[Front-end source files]
+-------+

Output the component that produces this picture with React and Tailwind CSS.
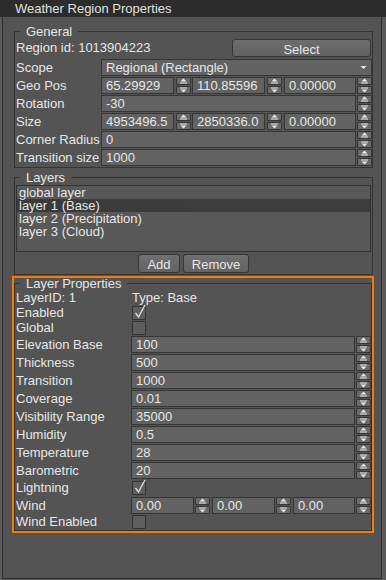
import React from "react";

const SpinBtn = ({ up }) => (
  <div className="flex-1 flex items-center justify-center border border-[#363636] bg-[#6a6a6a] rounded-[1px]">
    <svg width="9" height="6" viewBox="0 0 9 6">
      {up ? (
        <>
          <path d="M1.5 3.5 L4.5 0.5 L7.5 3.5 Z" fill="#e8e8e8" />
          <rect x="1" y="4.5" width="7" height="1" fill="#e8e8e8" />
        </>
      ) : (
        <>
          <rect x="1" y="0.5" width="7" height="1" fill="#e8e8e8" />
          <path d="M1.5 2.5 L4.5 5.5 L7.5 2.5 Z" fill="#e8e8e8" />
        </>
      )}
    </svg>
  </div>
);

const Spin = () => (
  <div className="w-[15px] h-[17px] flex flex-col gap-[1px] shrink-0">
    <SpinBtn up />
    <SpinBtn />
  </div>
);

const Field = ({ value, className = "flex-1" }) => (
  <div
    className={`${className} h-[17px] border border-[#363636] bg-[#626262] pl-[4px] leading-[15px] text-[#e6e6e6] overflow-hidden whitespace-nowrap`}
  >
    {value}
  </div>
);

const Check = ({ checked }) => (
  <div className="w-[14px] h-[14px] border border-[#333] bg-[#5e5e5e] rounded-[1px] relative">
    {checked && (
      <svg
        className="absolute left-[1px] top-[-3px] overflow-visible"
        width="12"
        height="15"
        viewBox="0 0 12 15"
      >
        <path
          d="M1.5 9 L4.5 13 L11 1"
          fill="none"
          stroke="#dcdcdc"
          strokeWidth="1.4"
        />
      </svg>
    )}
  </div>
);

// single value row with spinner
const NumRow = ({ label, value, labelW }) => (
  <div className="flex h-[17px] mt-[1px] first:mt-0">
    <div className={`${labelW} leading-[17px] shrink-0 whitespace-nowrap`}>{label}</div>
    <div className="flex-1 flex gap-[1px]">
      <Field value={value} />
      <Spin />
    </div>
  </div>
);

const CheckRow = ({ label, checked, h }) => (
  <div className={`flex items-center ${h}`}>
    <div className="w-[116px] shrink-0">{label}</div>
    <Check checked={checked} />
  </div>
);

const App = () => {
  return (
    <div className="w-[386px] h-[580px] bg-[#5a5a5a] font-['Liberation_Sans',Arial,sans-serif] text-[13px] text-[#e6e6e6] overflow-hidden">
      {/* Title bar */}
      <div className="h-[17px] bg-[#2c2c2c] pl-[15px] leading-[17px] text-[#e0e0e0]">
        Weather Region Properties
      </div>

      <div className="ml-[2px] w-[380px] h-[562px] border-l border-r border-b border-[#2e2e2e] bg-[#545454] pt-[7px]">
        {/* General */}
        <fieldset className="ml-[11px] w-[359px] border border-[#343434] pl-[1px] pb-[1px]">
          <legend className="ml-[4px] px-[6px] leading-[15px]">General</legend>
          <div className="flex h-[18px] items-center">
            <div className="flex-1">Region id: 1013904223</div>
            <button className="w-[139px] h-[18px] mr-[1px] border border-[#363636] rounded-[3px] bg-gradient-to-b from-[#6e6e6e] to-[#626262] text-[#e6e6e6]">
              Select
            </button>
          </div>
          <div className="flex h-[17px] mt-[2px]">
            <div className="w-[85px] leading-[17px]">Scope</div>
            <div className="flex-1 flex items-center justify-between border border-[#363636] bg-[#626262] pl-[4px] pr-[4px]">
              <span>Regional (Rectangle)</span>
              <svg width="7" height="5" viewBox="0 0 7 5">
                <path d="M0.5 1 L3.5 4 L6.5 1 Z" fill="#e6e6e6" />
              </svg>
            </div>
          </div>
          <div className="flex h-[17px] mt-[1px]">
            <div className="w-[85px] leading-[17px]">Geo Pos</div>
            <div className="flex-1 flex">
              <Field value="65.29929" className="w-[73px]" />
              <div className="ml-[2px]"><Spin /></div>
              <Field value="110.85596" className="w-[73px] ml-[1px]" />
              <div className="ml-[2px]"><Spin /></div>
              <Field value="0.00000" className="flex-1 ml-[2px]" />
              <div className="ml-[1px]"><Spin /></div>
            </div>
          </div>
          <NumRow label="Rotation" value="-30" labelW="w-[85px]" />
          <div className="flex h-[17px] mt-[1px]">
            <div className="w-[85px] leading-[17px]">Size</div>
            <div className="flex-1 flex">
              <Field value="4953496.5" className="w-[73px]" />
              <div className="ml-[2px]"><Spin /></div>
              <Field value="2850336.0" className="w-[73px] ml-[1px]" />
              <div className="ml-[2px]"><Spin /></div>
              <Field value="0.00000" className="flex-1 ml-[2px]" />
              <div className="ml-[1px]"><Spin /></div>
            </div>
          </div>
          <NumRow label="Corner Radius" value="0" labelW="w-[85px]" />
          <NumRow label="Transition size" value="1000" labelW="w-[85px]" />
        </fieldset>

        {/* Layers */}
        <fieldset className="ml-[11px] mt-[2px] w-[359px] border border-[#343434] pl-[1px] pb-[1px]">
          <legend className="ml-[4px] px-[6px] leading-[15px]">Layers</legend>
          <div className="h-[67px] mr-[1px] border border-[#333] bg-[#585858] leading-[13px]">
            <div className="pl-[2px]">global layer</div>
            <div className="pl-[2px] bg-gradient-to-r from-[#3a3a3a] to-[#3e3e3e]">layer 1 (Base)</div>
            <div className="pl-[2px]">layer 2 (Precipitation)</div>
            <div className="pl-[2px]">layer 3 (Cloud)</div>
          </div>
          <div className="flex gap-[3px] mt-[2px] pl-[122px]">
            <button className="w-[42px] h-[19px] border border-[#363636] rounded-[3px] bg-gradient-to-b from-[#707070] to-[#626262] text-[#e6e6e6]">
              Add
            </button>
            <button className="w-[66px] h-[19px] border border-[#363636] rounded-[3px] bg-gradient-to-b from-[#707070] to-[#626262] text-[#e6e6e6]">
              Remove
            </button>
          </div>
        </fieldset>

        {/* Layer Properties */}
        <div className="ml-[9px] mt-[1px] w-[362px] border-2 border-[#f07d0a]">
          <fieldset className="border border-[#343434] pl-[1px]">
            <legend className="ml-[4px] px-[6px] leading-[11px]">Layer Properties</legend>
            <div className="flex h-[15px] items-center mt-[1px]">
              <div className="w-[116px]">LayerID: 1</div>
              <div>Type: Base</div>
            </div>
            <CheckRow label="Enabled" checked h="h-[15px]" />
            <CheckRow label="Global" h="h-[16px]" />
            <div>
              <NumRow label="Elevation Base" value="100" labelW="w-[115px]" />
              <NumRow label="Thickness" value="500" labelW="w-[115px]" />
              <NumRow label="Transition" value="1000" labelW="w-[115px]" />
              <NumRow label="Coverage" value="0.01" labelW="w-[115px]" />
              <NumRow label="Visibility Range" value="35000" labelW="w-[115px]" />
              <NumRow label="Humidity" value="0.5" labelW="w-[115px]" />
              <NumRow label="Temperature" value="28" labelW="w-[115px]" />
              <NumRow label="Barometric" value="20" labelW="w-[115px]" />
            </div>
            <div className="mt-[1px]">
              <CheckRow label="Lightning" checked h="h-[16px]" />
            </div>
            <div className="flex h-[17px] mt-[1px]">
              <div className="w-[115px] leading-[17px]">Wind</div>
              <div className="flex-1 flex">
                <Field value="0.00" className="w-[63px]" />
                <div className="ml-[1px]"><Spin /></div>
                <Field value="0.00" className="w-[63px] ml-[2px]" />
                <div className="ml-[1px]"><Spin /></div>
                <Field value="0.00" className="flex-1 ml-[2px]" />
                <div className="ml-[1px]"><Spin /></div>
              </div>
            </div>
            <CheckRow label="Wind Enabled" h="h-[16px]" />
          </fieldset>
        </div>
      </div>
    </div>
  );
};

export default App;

+-------+

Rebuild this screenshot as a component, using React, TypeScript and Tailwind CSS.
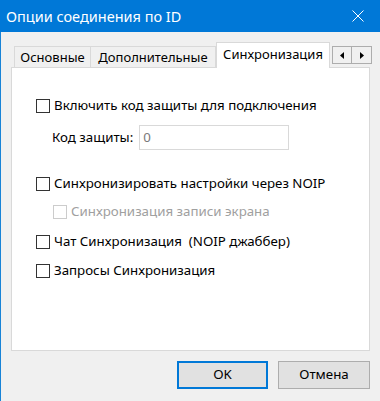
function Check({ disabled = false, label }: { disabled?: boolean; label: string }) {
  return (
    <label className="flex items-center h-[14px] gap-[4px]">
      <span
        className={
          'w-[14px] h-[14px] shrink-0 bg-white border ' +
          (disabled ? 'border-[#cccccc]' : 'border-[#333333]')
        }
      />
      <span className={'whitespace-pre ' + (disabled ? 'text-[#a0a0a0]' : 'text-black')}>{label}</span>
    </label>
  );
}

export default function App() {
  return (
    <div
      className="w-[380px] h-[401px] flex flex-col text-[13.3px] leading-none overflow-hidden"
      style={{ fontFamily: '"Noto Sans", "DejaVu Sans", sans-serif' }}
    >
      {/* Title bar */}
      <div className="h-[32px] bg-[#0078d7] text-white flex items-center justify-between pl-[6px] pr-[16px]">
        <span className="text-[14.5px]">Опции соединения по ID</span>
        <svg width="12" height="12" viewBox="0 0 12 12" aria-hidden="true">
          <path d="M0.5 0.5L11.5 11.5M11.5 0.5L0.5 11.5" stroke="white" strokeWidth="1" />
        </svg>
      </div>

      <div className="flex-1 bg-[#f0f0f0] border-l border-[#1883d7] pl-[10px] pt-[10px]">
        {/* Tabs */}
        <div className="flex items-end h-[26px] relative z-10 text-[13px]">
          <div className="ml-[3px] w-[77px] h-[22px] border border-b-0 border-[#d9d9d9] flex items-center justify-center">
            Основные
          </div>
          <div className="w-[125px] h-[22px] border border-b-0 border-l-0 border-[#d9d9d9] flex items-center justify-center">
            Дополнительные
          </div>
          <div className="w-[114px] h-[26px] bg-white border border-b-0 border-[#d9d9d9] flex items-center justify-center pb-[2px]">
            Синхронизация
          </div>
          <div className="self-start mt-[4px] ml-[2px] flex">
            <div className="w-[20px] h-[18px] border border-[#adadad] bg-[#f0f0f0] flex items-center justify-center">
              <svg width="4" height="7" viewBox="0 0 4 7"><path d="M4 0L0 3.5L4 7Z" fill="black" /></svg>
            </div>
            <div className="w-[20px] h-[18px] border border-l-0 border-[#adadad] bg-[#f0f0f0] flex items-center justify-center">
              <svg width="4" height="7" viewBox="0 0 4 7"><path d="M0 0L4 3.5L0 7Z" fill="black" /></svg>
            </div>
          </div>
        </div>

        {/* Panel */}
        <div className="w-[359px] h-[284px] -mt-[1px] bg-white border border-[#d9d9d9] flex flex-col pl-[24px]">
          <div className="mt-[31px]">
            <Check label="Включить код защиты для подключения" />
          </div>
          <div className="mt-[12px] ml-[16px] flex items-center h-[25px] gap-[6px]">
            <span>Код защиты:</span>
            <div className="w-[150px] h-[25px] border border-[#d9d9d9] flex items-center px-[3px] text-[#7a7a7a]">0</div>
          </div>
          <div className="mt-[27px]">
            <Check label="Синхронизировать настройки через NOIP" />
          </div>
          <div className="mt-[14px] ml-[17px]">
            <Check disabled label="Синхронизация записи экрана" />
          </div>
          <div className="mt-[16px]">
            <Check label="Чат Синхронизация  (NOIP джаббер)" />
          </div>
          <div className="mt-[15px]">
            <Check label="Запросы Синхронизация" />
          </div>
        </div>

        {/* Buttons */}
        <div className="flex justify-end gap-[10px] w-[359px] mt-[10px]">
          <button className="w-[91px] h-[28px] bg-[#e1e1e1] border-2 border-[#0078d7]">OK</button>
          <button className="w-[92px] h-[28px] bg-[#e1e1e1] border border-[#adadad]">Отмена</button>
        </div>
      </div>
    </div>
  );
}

+-------+

**The problem**
Return each line among the entries that holds the word "with".

**Result**
Output the component that produces this picture with React and Tailwind CSS.
// single value row with spinner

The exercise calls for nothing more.